Kansas was in trouble — big, big trouble. And then, in barely a blink, the Jayhawks were controlling everything, rolling downhill, making the big shots that missed by miles earlier.

Of course, it wasn’t a straight run to the finish line, even after Kansas started the second half on a 31-10 run. They had to survive one more North Carolina push, a silly turnover with four seconds to go and a final desperate 3-pointer by Tar Heel guard Caleb Love that didn’t come particularly close.

It might have been messy, but it was certainly a relief.

“I do feel that as many good teams as we’ve had over time, that we could have had more than one,” Self said. “Even though I never felt pressure from anyone that we had to do this, I knew with what we've had, that we could have very easily done more.”

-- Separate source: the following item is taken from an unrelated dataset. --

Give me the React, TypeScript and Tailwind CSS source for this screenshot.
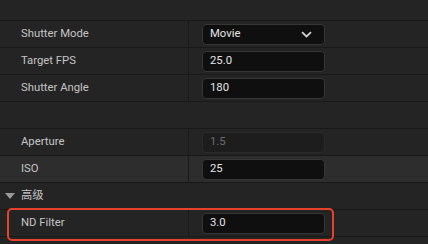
import React from "react";

type Row = { label: string; value: string; dropdown?: boolean; disabled?: boolean; hover?: boolean };

const Field: React.FC<{ row: Row }> = ({ row }) => (
  <div
    className={`flex h-[27px] border-b border-[#191919] ${row.hover ? "bg-[#2d2d2d]" : "bg-[#242424]"}`}
  >
    <div className="flex w-[189px] items-center border-r border-[#191919] pl-[21px] text-[#c4c4c4]">
      {row.label}
    </div>
    <div className="flex items-center pl-[13px]">
      <div
        className={`flex h-[21px] w-[123px] items-center justify-between rounded-[4px] border pl-[7px] pr-[12px] ${
          row.disabled
            ? "border-[#2a2a2a] bg-[#1d1d1d] text-[#6c6c6c]"
            : "border-[#363636] bg-[#0f0f0f] text-[#e4e4e4]"
        }`}
      >
        <span>{row.value}</span>
        {row.dropdown && (
          <svg width="11" height="7" viewBox="0 0 11 7" fill="none">
            <path d="M1 1.2 L5.5 5.5 L10 1.2" stroke="#cfcfcf" strokeWidth="1.8" />
          </svg>
        )}
      </div>
    </div>
  </div>
);

const Blank: React.FC = () => <div className="h-[27px] border-b border-[#191919] bg-[#242424]" />;

export default function App() {
  return (
    <div
      className="relative h-[244px] w-[428px] overflow-hidden bg-[#242424] text-[11.3px]"
      style={{ fontFamily: "Roboto, 'Noto Sans CJK SC', sans-serif" }}
    >
      <div className="h-[21px] border-b border-[#191919]" />
      <Field row={{ label: "Shutter Mode", value: "Movie", dropdown: true }} />
      <Field row={{ label: "Target FPS", value: "25.0" }} />
      <Field row={{ label: "Shutter Angle", value: "180" }} />
      <Blank />
      <Field row={{ label: "Aperture", value: "1.5", disabled: true }} />
      <Field row={{ label: "ISO", value: "25", hover: true }} />
      <div className="flex h-[27px] items-center border-b border-[#191919] pl-[5px] text-[#c4c4c4]">
        <svg width="10" height="7" viewBox="0 0 10 7" className="mr-[6px]">
          <path d="M0 0 H10 L5 6 Z" fill="#9a9a9a" />
        </svg>
        高级
      </div>
      <Field row={{ label: "ND Filter", value: "3.0" }} />
      <Blank />
      <div className="absolute left-[7px] top-[208px] h-[33px] w-[327px] rounded-[5px] border-2 border-[#e8402a]" />
    </div>
  );
}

This was an undeniably charmed run for Kansas. Their second-round opponent, Creighton, lost 7-foot-1 center and Big East defensive player of the year Ryan Kalkbrenner to a knee injury one game earlier. The Jayhawks faced Villanova in the semifinals without second-leading scorer Justin Moore, who tore his Achilles in the final seconds of the Elite Eight. And in the final, they got a No. 8 seed in North Carolina with a banged-up Bacot, who gutted it out on the ankle he sprained near the end of the semifinals and then rolled his other one on a move to the basket with 50 seconds left that could have given the Tar Heels the lead.

“I got the angle I wanted and thought it was going to be an easy basket,” Bacot said.

But it wasn’t, because this was Kansas’ year, and these are the things that fall in your favor when the basketball gods deem it so.

That doesn’t discredit Kansas’ title. If anything, it shows the benefit of building a program that is in the mix every year, consistently churning out terrific teams. You’re going to suffer some agonizing postseason losses along the way, but if you get enough quality at-bats good fortune will eventually smile on you. This year, it smiled on Self. For the fourth time in program history, it was Kansas’ turn.